Kate’s early career was as a Marine Ecologist at a Field Centre in rural Pembrokeshire. She later moved into retail management as an HR Manager (Recruitment and development) at branch level where her key role was to drive the recruitment and training strategy during a period when the branch was under considerable strain both locally in terms of staffing availability, and as a result of changing sales strategies.
Kate joined Newcastle Business School in Summer 2014 following 10years at the University of Chester, latterly within Chester Business School where she was Senior Lecturer in HRM, Programme Leader for the MSc Management (with pathways) programmes and International Partnerships Manager.
Kate is a full member of the CIPD and is Fellow of the Higher Education Academy.
Kate completed her PhD part-time at Lancaster University in August 2013. Her research examined the learning of professionals working within multi-agency teams within a local authority Children’s Services department.

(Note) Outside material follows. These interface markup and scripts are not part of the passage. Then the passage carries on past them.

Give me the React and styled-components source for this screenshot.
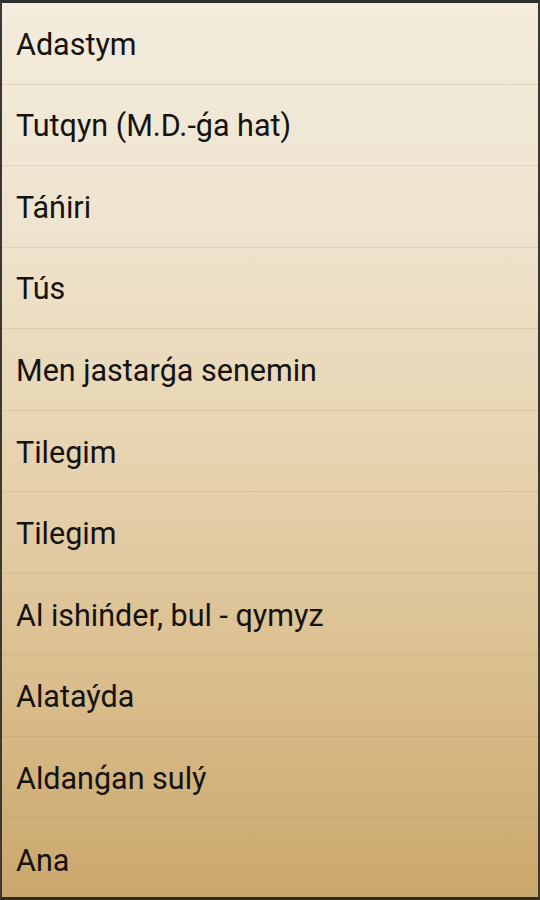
import React from 'react'
import styled, { createGlobalStyle } from 'styled-components'

const items = [
  'Adastym',
  'Tutqyn (M.D.-ǵa hat)',
  'Táńiri',
  'Tús',
  'Men jastarǵa senemin',
  'Tilegim',
  'Tilegim',
  'Al ishińder, bul - qymyz',
  'Alataýda',
  'Aldanǵan sulý',
  'Ana',
]

const GlobalStyle = createGlobalStyle`
  html, body {
    margin: 0;
    padding: 0;
    background: #2b2b2b;
  }
  * {
    box-sizing: border-box;
  }
`

const Screen = styled.div`
  width: 540px;
  height: 900px;
  border-top: 3px solid #2e2e2a;
  border-bottom: 3px solid #2e2a22;
  border-left: 2px solid #3a3832;
  border-right: 2px solid #3a3832;
  background: linear-gradient(180deg, #f3ebdd 0%, #efe4cf 25%, #e5d0aa 55%, #d7ba87 80%, #caa76c 100%);
  display: flex;
  flex-direction: column;
  overflow: hidden;
`

const Row = styled.div`
  flex: 0 0 81.55px;
  display: flex;
  align-items: center;
  padding: 2px 0 0 14px;
  border-bottom: 1px solid rgba(150, 120, 70, 0.16);
  font-family: Roboto, 'Noto Sans', sans-serif;
  font-size: 30.5px;
  color: #151310;
  white-space: nowrap;
  &:last-child {
    border-bottom: none;
  }
`

const App = () => (
  <>
    <GlobalStyle />
    <Screen>
      {items.map((t, i) => (
        <Row key={i}>{t}</Row>
      ))}
    </Screen>
  </>
)

export default App
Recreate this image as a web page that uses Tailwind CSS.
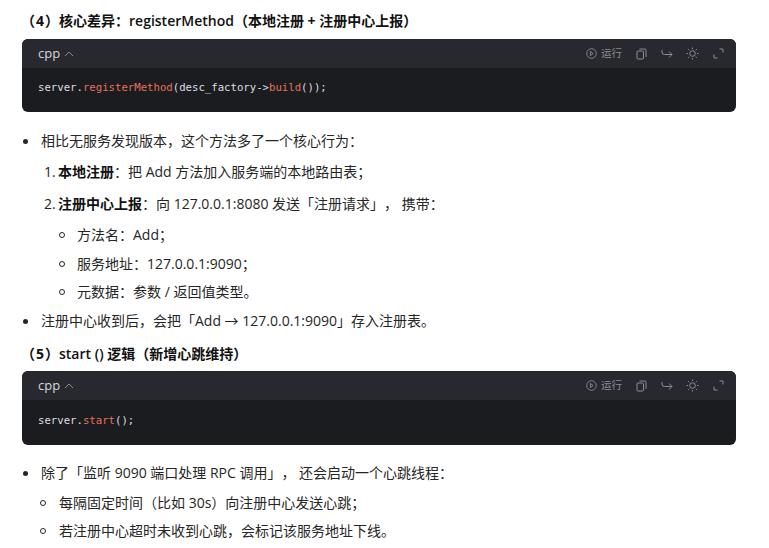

Emerging through her PhD research, Kate’s current research interests lie in the importance of informal, workplace learning for professionals in the contemporary knowledge economy. Kate is currently working on a joint small funded research project into later-career learning. This project aims to ascertain the implications of an ageing workforce for organisational development policy and practice.
Her research adopts a largely qualitative approach to data generation, with particular emphasis upon visual methods such as photo-elicitation and the use of participant-generated pictors.
Kate also undertakes pedagogic research examining such areas as student attendance and engagement and international students’ postgraduate experiences. She has worked to maintain the relevance of the research methods and dissertation elements of management education in the light of the changing demographic of management students in UK universities. This has informed one of her current projects that is examining the role of the undergraduate Business/Management dissertation in developing skills and capabilities for employment.
Kate is a keen distance trail runner and mountain/hill walker.